→ TASK STATEMENT
Each record that follows should be repeated exactly, minus any images.

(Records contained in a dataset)
○ ○ ○ ○ ○ ○ ○
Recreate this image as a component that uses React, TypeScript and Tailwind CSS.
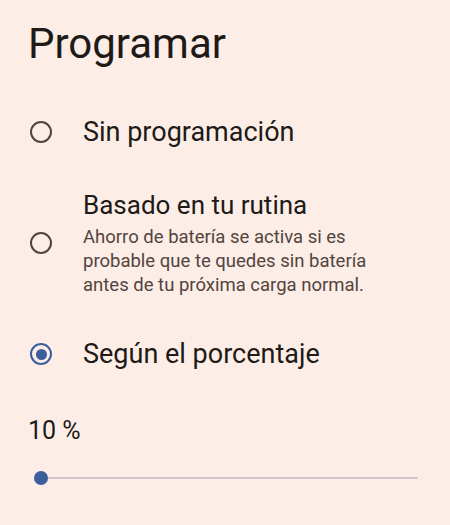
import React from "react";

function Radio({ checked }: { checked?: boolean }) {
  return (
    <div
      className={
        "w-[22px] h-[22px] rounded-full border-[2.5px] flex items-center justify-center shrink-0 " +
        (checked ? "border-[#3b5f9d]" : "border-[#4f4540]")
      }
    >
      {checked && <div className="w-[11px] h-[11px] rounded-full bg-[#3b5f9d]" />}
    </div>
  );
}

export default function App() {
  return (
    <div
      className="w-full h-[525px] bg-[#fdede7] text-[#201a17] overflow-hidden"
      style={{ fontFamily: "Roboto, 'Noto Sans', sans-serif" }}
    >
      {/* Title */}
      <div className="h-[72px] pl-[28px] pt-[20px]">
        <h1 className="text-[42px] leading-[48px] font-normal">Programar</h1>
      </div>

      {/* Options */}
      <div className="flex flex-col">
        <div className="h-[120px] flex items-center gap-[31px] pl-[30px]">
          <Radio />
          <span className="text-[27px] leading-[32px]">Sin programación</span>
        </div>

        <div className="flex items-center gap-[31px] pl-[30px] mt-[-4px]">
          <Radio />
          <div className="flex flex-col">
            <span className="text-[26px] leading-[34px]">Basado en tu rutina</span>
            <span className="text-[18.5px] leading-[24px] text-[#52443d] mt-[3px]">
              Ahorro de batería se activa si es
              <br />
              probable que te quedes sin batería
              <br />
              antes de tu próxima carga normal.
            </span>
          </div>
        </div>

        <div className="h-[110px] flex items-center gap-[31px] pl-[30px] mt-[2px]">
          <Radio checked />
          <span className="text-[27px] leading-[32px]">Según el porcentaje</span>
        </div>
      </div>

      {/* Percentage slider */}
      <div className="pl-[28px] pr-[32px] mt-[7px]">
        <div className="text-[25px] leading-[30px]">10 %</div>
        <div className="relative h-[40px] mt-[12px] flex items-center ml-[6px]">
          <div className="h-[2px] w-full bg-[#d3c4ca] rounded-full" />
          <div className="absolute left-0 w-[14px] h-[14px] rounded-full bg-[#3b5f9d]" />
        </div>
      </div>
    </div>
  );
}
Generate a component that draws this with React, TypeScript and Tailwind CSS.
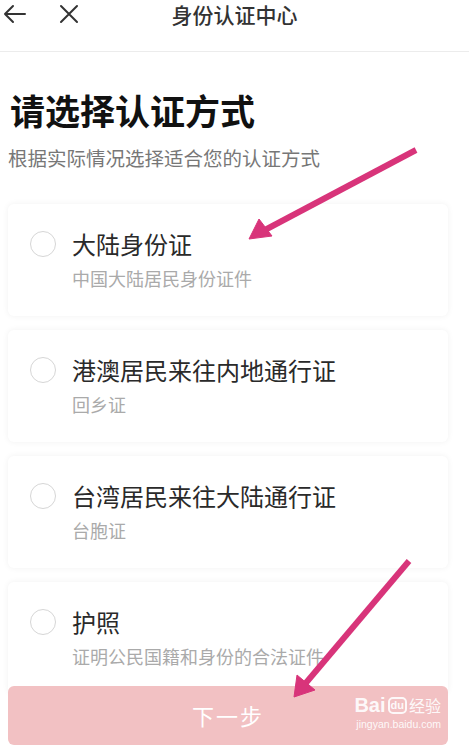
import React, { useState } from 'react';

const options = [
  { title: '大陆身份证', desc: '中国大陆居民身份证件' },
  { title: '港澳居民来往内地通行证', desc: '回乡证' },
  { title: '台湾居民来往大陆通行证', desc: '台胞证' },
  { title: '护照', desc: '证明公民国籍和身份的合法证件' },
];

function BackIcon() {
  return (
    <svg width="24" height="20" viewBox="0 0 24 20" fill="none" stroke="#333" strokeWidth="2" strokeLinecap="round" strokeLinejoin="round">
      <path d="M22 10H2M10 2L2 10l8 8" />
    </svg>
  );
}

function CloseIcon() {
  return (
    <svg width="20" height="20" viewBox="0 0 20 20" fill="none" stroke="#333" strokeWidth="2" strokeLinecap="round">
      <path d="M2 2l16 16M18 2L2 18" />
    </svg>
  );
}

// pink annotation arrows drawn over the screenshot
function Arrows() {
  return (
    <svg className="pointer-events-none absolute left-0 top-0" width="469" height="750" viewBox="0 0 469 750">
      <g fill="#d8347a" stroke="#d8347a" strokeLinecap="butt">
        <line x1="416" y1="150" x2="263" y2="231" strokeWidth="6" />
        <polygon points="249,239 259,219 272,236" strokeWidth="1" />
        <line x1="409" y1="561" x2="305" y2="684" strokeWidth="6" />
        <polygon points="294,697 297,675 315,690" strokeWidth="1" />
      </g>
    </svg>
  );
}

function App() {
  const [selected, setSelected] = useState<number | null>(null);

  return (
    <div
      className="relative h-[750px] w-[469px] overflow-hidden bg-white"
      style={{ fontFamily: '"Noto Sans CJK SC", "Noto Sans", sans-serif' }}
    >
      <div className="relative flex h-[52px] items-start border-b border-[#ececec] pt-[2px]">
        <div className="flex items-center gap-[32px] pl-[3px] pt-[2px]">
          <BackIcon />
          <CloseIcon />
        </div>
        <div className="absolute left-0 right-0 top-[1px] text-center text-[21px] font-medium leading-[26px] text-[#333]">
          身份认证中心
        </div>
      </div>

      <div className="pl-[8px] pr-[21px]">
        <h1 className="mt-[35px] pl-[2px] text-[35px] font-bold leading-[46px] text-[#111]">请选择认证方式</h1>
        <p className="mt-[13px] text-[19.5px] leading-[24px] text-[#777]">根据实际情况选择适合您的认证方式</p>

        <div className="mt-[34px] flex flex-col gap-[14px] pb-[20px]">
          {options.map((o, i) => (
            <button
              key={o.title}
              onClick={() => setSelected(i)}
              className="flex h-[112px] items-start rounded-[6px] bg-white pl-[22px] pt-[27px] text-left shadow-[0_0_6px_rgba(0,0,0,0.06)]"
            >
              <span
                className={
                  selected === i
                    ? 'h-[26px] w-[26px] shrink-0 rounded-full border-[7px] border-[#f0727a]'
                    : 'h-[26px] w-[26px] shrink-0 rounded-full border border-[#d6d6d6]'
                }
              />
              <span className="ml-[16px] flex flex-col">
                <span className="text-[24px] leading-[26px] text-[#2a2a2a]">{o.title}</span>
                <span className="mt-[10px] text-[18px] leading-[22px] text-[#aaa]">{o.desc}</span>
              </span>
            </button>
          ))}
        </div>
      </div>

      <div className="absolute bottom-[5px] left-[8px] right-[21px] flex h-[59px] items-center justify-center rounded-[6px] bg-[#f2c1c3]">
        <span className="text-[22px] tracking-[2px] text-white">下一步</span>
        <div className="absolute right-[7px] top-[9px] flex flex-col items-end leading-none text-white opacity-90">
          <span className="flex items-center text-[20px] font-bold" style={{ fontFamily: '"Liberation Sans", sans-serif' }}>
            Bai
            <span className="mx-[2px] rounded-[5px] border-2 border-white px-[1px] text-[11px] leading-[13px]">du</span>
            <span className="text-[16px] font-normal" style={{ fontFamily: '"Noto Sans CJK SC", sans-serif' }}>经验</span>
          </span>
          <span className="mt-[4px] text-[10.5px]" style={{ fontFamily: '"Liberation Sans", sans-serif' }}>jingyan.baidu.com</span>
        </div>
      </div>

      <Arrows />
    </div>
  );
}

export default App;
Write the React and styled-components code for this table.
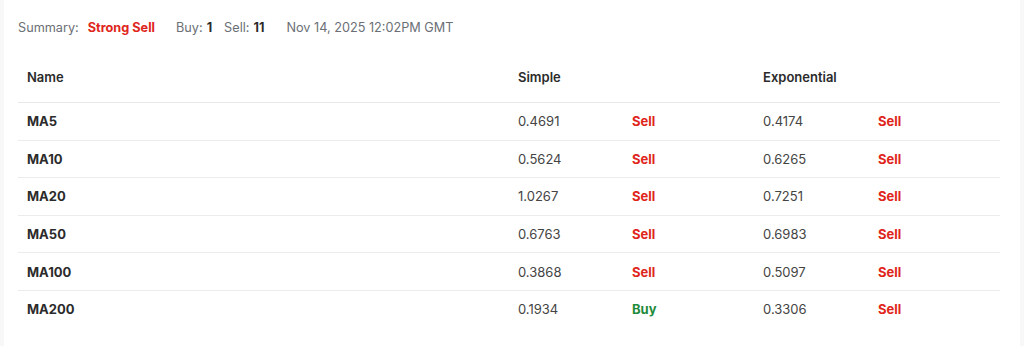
○ ○ ○ ○ ○ ○ ○
→ RESULT OF THE EXERCISE
Recreate this image as a component that uses React, TypeScript and Tailwind CSS.
import React from "react";

function Radio({ checked }: { checked?: boolean }) {
  return (
    <div
      className={
        "w-[22px] h-[22px] rounded-full border-[2.5px] flex items-center justify-center shrink-0 " +
        (checked ? "border-[#3b5f9d]" : "border-[#4f4540]")
      }
    >
      {checked && <div className="w-[11px] h-[11px] rounded-full bg-[#3b5f9d]" />}
    </div>
  );
}

export default function App() {
  return (
    <div
      className="w-full h-[525px] bg-[#fdede7] text-[#201a17] overflow-hidden"
      style={{ fontFamily: "Roboto, 'Noto Sans', sans-serif" }}
    >
      {/* Title */}
      <div className="h-[72px] pl-[28px] pt-[20px]">
        <h1 className="text-[42px] leading-[48px] font-normal">Programar</h1>
      </div>

      {/* Options */}
      <div className="flex flex-col">
        <div className="h-[120px] flex items-center gap-[31px] pl-[30px]">
          <Radio />
          <span className="text-[27px] leading-[32px]">Sin programación</span>
        </div>

        <div className="flex items-center gap-[31px] pl-[30px] mt-[-4px]">
          <Radio />
          <div className="flex flex-col">
            <span className="text-[26px] leading-[34px]">Basado en tu rutina</span>
            <span className="text-[18.5px] leading-[24px] text-[#52443d] mt-[3px]">
              Ahorro de batería se activa si es
              <br />
              probable que te quedes sin batería
              <br />
              antes de tu próxima carga normal.
            </span>
          </div>
        </div>

        <div className="h-[110px] flex items-center gap-[31px] pl-[30px] mt-[2px]">
          <Radio checked />
          <span className="text-[27px] leading-[32px]">Según el porcentaje</span>
        </div>
      </div>

      {/* Percentage slider */}
      <div className="pl-[28px] pr-[32px] mt-[7px]">
        <div className="text-[25px] leading-[30px]">10 %</div>
        <div className="relative h-[40px] mt-[12px] flex items-center ml-[6px]">
          <div className="h-[2px] w-full bg-[#d3c4ca] rounded-full" />
          <div className="absolute left-0 w-[14px] h-[14px] rounded-full bg-[#3b5f9d]" />
        </div>
      </div>
    </div>
  );
}
Generate a component that draws this with React, TypeScript and Tailwind CSS.
import React, { useState } from 'react';

const options = [
  { title: '大陆身份证', desc: '中国大陆居民身份证件' },
  { title: '港澳居民来往内地通行证', desc: '回乡证' },
  { title: '台湾居民来往大陆通行证', desc: '台胞证' },
  { title: '护照', desc: '证明公民国籍和身份的合法证件' },
];

function BackIcon() {
  return (
    <svg width="24" height="20" viewBox="0 0 24 20" fill="none" stroke="#333" strokeWidth="2" strokeLinecap="round" strokeLinejoin="round">
      <path d="M22 10H2M10 2L2 10l8 8" />
    </svg>
  );
}

function CloseIcon() {
  return (
    <svg width="20" height="20" viewBox="0 0 20 20" fill="none" stroke="#333" strokeWidth="2" strokeLinecap="round">
      <path d="M2 2l16 16M18 2L2 18" />
    </svg>
  );
}

// pink annotation arrows drawn over the screenshot
function Arrows() {
  return (
    <svg className="pointer-events-none absolute left-0 top-0" width="469" height="750" viewBox="0 0 469 750">
      <g fill="#d8347a" stroke="#d8347a" strokeLinecap="butt">
        <line x1="416" y1="150" x2="263" y2="231" strokeWidth="6" />
        <polygon points="249,239 259,219 272,236" strokeWidth="1" />
        <line x1="409" y1="561" x2="305" y2="684" strokeWidth="6" />
        <polygon points="294,697 297,675 315,690" strokeWidth="1" />
      </g>
    </svg>
  );
}

function App() {
  const [selected, setSelected] = useState<number | null>(null);

  return (
    <div
      className="relative h-[750px] w-[469px] overflow-hidden bg-white"
      style={{ fontFamily: '"Noto Sans CJK SC", "Noto Sans", sans-serif' }}
    >
      <div className="relative flex h-[52px] items-start border-b border-[#ececec] pt-[2px]">
        <div className="flex items-center gap-[32px] pl-[3px] pt-[2px]">
          <BackIcon />
          <CloseIcon />
        </div>
        <div className="absolute left-0 right-0 top-[1px] text-center text-[21px] font-medium leading-[26px] text-[#333]">
          身份认证中心
        </div>
      </div>

      <div className="pl-[8px] pr-[21px]">
        <h1 className="mt-[35px] pl-[2px] text-[35px] font-bold leading-[46px] text-[#111]">请选择认证方式</h1>
        <p className="mt-[13px] text-[19.5px] leading-[24px] text-[#777]">根据实际情况选择适合您的认证方式</p>

        <div className="mt-[34px] flex flex-col gap-[14px] pb-[20px]">
          {options.map((o, i) => (
            <button
              key={o.title}
              onClick={() => setSelected(i)}
              className="flex h-[112px] items-start rounded-[6px] bg-white pl-[22px] pt-[27px] text-left shadow-[0_0_6px_rgba(0,0,0,0.06)]"
            >
              <span
                className={
                  selected === i
                    ? 'h-[26px] w-[26px] shrink-0 rounded-full border-[7px] border-[#f0727a]'
                    : 'h-[26px] w-[26px] shrink-0 rounded-full border border-[#d6d6d6]'
                }
              />
              <span className="ml-[16px] flex flex-col">
                <span className="text-[24px] leading-[26px] text-[#2a2a2a]">{o.title}</span>
                <span className="mt-[10px] text-[18px] leading-[22px] text-[#aaa]">{o.desc}</span>
              </span>
            </button>
          ))}
        </div>
      </div>

      <div className="absolute bottom-[5px] left-[8px] right-[21px] flex h-[59px] items-center justify-center rounded-[6px] bg-[#f2c1c3]">
        <span className="text-[22px] tracking-[2px] text-white">下一步</span>
        <div className="absolute right-[7px] top-[9px] flex flex-col items-end leading-none text-white opacity-90">
          <span className="flex items-center text-[20px] font-bold" style={{ fontFamily: '"Liberation Sans", sans-serif' }}>
            Bai
            <span className="mx-[2px] rounded-[5px] border-2 border-white px-[1px] text-[11px] leading-[13px]">du</span>
            <span className="text-[16px] font-normal" style={{ fontFamily: '"Noto Sans CJK SC", sans-serif' }}>经验</span>
          </span>
          <span className="mt-[4px] text-[10.5px]" style={{ fontFamily: '"Liberation Sans", sans-serif' }}>jingyan.baidu.com</span>
        </div>
      </div>

      <Arrows />
    </div>
  );
}

export default App;
Write the React and styled-components code for this table.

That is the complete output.